Requirements | Without the pictures, extract every line from the start of the material to the line containing "const tabs = ['Commands', 'Preferences', 'Device", both ends included.

─── Provided data

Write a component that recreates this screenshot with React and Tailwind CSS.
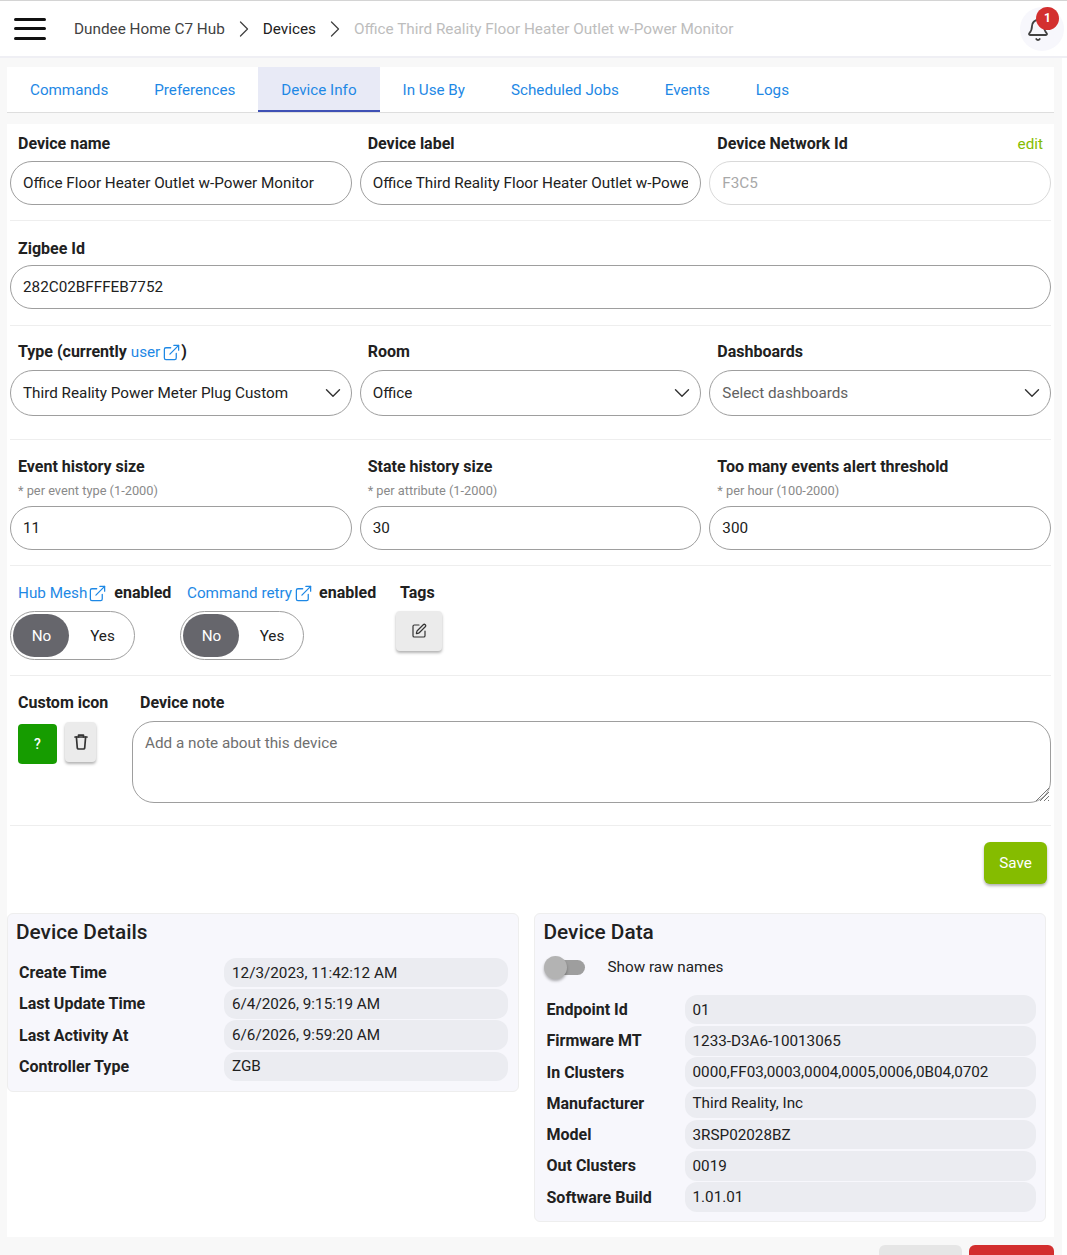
import React from 'react';
import { Bell, ChevronRight, ChevronDown, ExternalLink, SquarePen } from 'lucide-react';

const tabs = ['Commands', 'Preferences', 'Device Info', 'In Use By', 'Scheduled Jobs', 'Events', 'Logs'];

const details = [
    ['Create Time', '12/3/2023, 11:42:12 AM'],
    ['Last Update Time', '6/4/2026, 9:15:19 AM'],
    ['Last Activity At', '6/6/2026, 9:59:20 AM'],
    ['Controller Type', 'ZGB'],
];

const deviceData = [
    ['Endpoint Id', '01'],
    ['Firmware MT', '1233-D3A6-10013065'],
    ['In Clusters', '0000,FF03,0003,0004,0005,0006,0B04,0702'],
    ['Manufacturer', 'Third Reality, Inc'],
    ['Model', '3RSP02028BZ'],
    ['Out Clusters', '0019'],
    ['Software Build', '1.01.01'],
];

const Label = ({ children, className = '' }) => (
    <div className={`text-[16px] leading-[22px] font-bold text-[#212121] ${className}`}>{children}</div>
);

const TextInput = ({ value, muted }) => (
    <div className={`h-[44px] rounded-[22px] border px-3 pt-[1px] flex items-center text-[15.25px] ${muted ? 'border-[#d9d9d9] text-[#a8a8a8]' : 'border-[#9e9e9e] text-[#212121]'}`}>
        <div className="w-full overflow-hidden whitespace-nowrap">{value}</div>
    </div>
);

const Select = ({ value, muted }) => (
    <div className={`h-[46px] rounded-[23px] border border-[#9e9e9e] pl-3 pr-[5px] flex items-center justify-between text-[15.25px] ${muted ? 'text-[#616161]' : 'text-[#212121]'}`}>
        <span className="pt-[1px]">{value}</span>
        <ChevronDown size={26} strokeWidth={1.3} className="text-[#333333]" />
    </div>
);

const Divider = () => <div className="h-px bg-[#eeeeee]" />;

const Toggle = ({ className }) => (
    <div className={`h-[49px] rounded-[24.5px] border border-[#9e9e9e] p-[2px] flex items-center text-[15.25px] ${className}`}>
        <div className="w-[56px] h-[43px] rounded-[21.5px] bg-[#66666c] text-white flex items-center justify-center pl-[1px] pt-[1px]">No</div>
        <div className="flex-1 pl-[4px] pt-[1px] text-center text-[#212121]">Yes</div>
    </div>
);

const InfoRow = ({ name, value, nameWidth }) => (
    <div className="flex items-center h-[31.25px]">
        <div className="shrink-0 pt-[1px] text-[16px] font-bold text-[#212121]" style={{ width: nameWidth }}>{name}</div>
        <div className="flex-1 h-[29.5px] rounded-[12px] bg-[#ebecf1] px-2 pt-[1px] flex items-center text-[15.25px] text-[#212121] whitespace-nowrap">{value}</div>
    </div>
);

const LinkIcon = ({ className }) => (
    <ExternalLink size={19} strokeWidth={1.6} className={`text-[#1e88e5] ${className}`} />
);

const App = () => {
    return (
        <div className="h-[1255px] overflow-hidden bg-white text-[#212121]" style={{ fontFamily: 'Roboto, sans-serif' }}>
            <header className="h-[58px] bg-white border-t border-[#d4d4d4] border-b-[2px] border-b-[#efeff4] flex items-center pl-[14px] pr-[3px] text-[15.3px]">
                <div className="w-[32px] flex flex-col gap-[6.5px] mr-[28px]">
                    <div className="h-[3px] bg-[#111111] rounded-sm" />
                    <div className="h-[3px] bg-[#111111] rounded-sm" />
                    <div className="h-[3px] bg-[#111111] rounded-sm" />
                </div>
                <span className="text-[#424242] mt-[2px]">Dundee Home C7 Hub</span>
                <ChevronRight size={28} strokeWidth={1.1} className="mx-[5px] text-[#424242]" />
                <span className="text-[#212121] mt-[2px]">Devices</span>
                <ChevronRight size={28} strokeWidth={1.1} className="mx-[5px] text-[#424242]" />
                <span className="text-[#bdbdbd] mt-[2px]">Office Third Reality Floor Heater Outlet w-Power Monitor</span>
                <div className="relative ml-auto w-[44px] h-[44px] rounded-full bg-[#f7f7fc] flex items-center justify-center">
                    <Bell size={24} strokeWidth={1.8} className="text-[#424242] mt-[3px] mr-[8px]" />
                    <div className="absolute top-[0px] right-[5px] w-[23px] h-[23px] rounded-full bg-[#d32f2f] text-white text-[12px] font-bold flex items-center justify-center">1</div>
                </div>
            </header>

            <div className="flex h-[1197px]">
                <div className="w-[1062px] bg-[#f8f8f8] pl-[7px] pr-[8px] pt-[9px]">
                    <nav className="h-[46px] bg-white border-b border-[#dedede] flex text-[15.2px] text-[#1e88e5]">
                        {tabs.map(tab => (
                            <div key={tab} className={`px-[23px] pt-[4px] flex items-center border-b-[2px] ${tab === 'Device Info' ? 'bg-[#e8eaf6] border-[#3f51b5]' : 'border-transparent'}`}>{tab}</div>
                        ))}
                    </nav>

                    <main className="mt-[11px] bg-white h-[1113px] px-[3px]">
                        <section className="grid grid-cols-3 gap-x-2 pt-[9px] pb-[15px]">
                            <div>
                                <Label className="pl-2 mb-[6px]">Device name</Label>
                                <TextInput value="Office Floor Heater Outlet w-Power Monitor" />
                            </div>
                            <div>
                                <Label className="pl-2 mb-[6px]">Device label</Label>
                                <TextInput value="Office Third Reality Floor Heater Outlet w-Power Monitor" />
                            </div>
                            <div>
                                <div className="flex justify-between pl-2 pr-2 mb-[6px]">
                                    <Label>Device Network Id</Label>
                                    <span className="text-[15.25px] leading-[22px] text-[#85bc00]">edit</span>
                                </div>
                                <TextInput value="F3C5" muted />
                            </div>
                        </section>
                        <Divider />

                        <section className="pt-[17px] pb-[16px]">
                            <Label className="pl-2 mb-[5px]">Zigbee Id</Label>
                            <TextInput value="282C02BFFFEB7752" />
                        </section>
                        <Divider />

                        <section className="grid grid-cols-3 gap-x-2 pt-[15px] pb-[23px]">
                            <div>
                                <Label className="pl-2 mb-[7px] flex items-center">
                                    Type (currently<span className="font-normal text-[15.25px] text-[#1e88e5] ml-1">user</span>
                                    <LinkIcon className="ml-[2px]" />)
                                </Label>
                                <Select value="Third Reality Power Meter Plug Custom" />
                            </div>
                            <div>
                                <Label className="pl-2 mb-[7px]">Room</Label>
                                <Select value="Office" />
                            </div>
                            <div>
                                <Label className="pl-2 mb-[7px]">Dashboards</Label>
                                <Select value="Select dashboards" muted />
                            </div>
                        </section>
                        <Divider />

                        <section className="grid grid-cols-3 gap-x-2 pt-[16px] pb-[15px]">
                            {[
                                ['Event history size', '* per event type (1-2000)', '11'],
                                ['State history size', '* per attribute (1-2000)', '30'],
                                ['Too many events alert threshold', '* per hour (100-2000)', '300'],
                            ].map(([label, hint, value]) => (
                                <div key={label}>
                                    <Label className="pl-2">{label}</Label>
                                    <div className="pl-2 text-[12.8px] leading-[16px] mt-[5px] mb-[7px] text-[#8a8a8a]">{hint}</div>
                                    <TextInput value={value} />
                                </div>
                            ))}
                        </section>
                        <Divider />

                        <section className="flex pt-[16px] pb-[15px]">
                            <div className="w-[170px]">
                                <div className="pl-2 flex items-center h-[22px] text-[15.25px] mb-[7px] whitespace-nowrap">
                                    <span className="text-[#1e88e5]">Hub Mesh</span>
                                    <LinkIcon className="ml-[1px] mr-[7px]" />
                                    <span className="font-bold text-[16px]">enabled</span>
                                </div>
                                <Toggle className="w-[125px]" />
                            </div>
                            <div className="w-[220px]">
                                <div className="pl-[7px] flex items-center h-[22px] text-[15.25px] mb-[7px] whitespace-nowrap">
                                    <span className="text-[#1e88e5]">Command retry</span>
                                    <LinkIcon className="ml-[2px] mr-[6px]" />
                                    <span className="font-bold text-[16px]">enabled</span>
                                </div>
                                <Toggle className="w-[124px]" />
                            </div>
                            <div>
                                <Label className="mb-[7px]">Tags</Label>
                                <div className="w-[46px] h-[40px] -ml-[4px] rounded bg-[#ebebeb] shadow-[0_2px_3px_rgba(0,0,0,0.3)] flex items-center justify-center">
                                    <SquarePen size={16} strokeWidth={1.8} className="text-[#333333]" />
                                </div>
                            </div>
                        </section>
                        <Divider />

                        <section className="flex pt-[16px] pb-[22px]">
                            <div className="w-[122px] shrink-0">
                                <Label className="pl-2 mb-[10px]">Custom icon</Label>
                                <div className="flex pl-2 gap-2">
                                    <div className="w-[39px] h-[40px] rounded bg-[#169c00] text-white text-[14px] font-medium flex items-center justify-center">?</div>
                                    <div className="w-[31px] h-[40px] -mt-[2px] rounded bg-[#ebebeb] shadow-[0_2px_3px_rgba(0,0,0,0.3)] flex items-center justify-center">
                                        <svg width="16" height="18" viewBox="0 0 16 18" fill="none" stroke="#333333" strokeWidth="1.7" strokeLinecap="round" strokeLinejoin="round">
                                            <path d="M2 4h12" />
                                            <path d="M5.5 4V2.2h5V4" />
                                            <path d="M3.4 4l.9 11a1.2 1.2 0 0 0 1.2 1h5a1.2 1.2 0 0 0 1.2-1l.9-11" />
                                        </svg>
                                    </div>
                                </div>
                            </div>
                            <div className="flex-1">
                                <Label className="pl-2 mb-[7px]">Device note</Label>
                                <div className="relative h-[82px] rounded-[22px] border border-[#9e9e9e] px-3 pt-[10px] text-[15.25px] text-[#6f6f6f]">
                                    Add a note about this device
                                    <svg className="absolute right-0 bottom-0" width="16" height="16" viewBox="0 0 16 16" stroke="#777777" strokeWidth="1">
                                        <path d="M15 2L2 15M15 6L6 15M15 10L10 15M15 14L14 15" />
                                    </svg>
                                </div>
                            </div>
                        </section>
                        <Divider />

                        <div className="flex justify-end pt-[16px] pr-[4px]">
                            <div className="w-[63px] h-[42px] rounded-md bg-[#85bc00] text-white text-[15.25px] flex items-center justify-center shadow-[0_2px_3px_rgba(0,0,0,0.3)]">Save</div>
                        </div>

                        <div className="flex items-start gap-[15px] mt-[29px] -mx-[3px] pr-[8px]">
                            <section className="w-[512px] bg-[#f7f7fc] border border-[#eeeeee] rounded-md px-[8px] pt-[4px] pb-[9px]">
                                <h2 className="text-[20.8px] leading-[28px] font-medium text-[#212121] mb-[11px]">Device Details</h2>
                                <div className="pl-[3px] pr-[2px]">
                                    {details.map(([name, value]) => (
                                        <InfoRow key={name} name={name} value={value} nameWidth={205} />
                                    ))}
                                </div>
                            </section>

                            <section className="w-[513px] bg-[#f7f7fc] border border-[#eeeeee] rounded-md pl-[9px] pr-[8px] pt-[4px] pb-[8px]">
                                <h2 className="text-[20.8px] leading-[28px] font-medium text-[#212121]">Device Data</h2>
                                <div className="flex items-center h-[30px] mt-[6px] mb-[12px]">
                                    <div className="relative ml-[1px] w-[40px] h-[15px] rounded-full bg-[#9e9e9e]">
                                        <div className="absolute -left-[1px] -top-[4px] w-[23px] h-[23px] rounded-full bg-[#b3b3b3] shadow-[0_2px_3px_rgba(0,0,0,0.3)]" />
                                    </div>
                                    <span className="ml-[23px] text-[15.25px]">Show raw names</span>
                                </div>
                                <div className="pl-[3px] pr-[1px]">
                                    {deviceData.map(([name, value]) => (
                                        <InfoRow key={name} name={name} value={value} nameWidth={138} />
                                    ))}
                                </div>
                            </section>
                        </div>
                    </main>

                    <div className="flex justify-end gap-[7px] mt-[8px]">
                        <div className="w-[83px] h-[40px] rounded-md bg-[#e6e6e6]" />
                        <div className="w-[85px] h-[40px] rounded-md bg-[#d32f2f]" />
                    </div>
                </div>
                <div className="flex-1 bg-white" />
            </div>
        </div>
    );
};

export default App;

──────

Solution to this task |
Write a component that recreates this screenshot with React and Tailwind CSS.
import React from 'react';
import { Bell, ChevronRight, ChevronDown, ExternalLink, SquarePen } from 'lucide-react';

const tabs = ['Commands', 'Preferences', 'Device Info', 'In Use By', 'Scheduled Jobs', 'Events', 'Logs'];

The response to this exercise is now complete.